Abstract

Sixth Amendment sentencing jurisprudence has followed a crooked path. This Article offers a critique, a solution, and a suggested way forward. As currently explained by the Supreme Court, the Booker line of cases lacks a secure foothold in the Sixth Amendment's right to trial, fails to allay concerns that post-Booker appellate sentencing review might itself lead to Booker violations, and cannot explain how the Sixth Amendment underlies the Court's post-Booker decisions regarding federal sentencing. Moreover, this apparently unprincipled constitutional doctrine is pushing courts toward the conclusion that federal district court sentencing decisions are effectively unreviewable - a result that would invite inequitable sentencing disparities. The key to solving these dilemmas is to justify Booker's constitutional rule on the grounds that it discourages legislatures from deliberately shifting fact-finding responsibilities away from juries and toward judges.

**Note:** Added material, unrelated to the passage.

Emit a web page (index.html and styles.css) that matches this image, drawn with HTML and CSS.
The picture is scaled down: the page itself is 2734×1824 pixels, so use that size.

This jury circumvention approach highlights the possibility that, despite the Booker rule, courts might bow to congressional efforts to empower judges at juries' expense. Gall and Kimbrough are best understood as an effort to address this issue by insisting that federal courts both issue and review sentences based on their own independent judgment, without deferring either to Congress or to the US Sentencing Commission. On this approach, the Supreme Court's Sixth Amendment jurisprudence is fully compatible with robust substantive appellate review of federal district court sentencing decisions.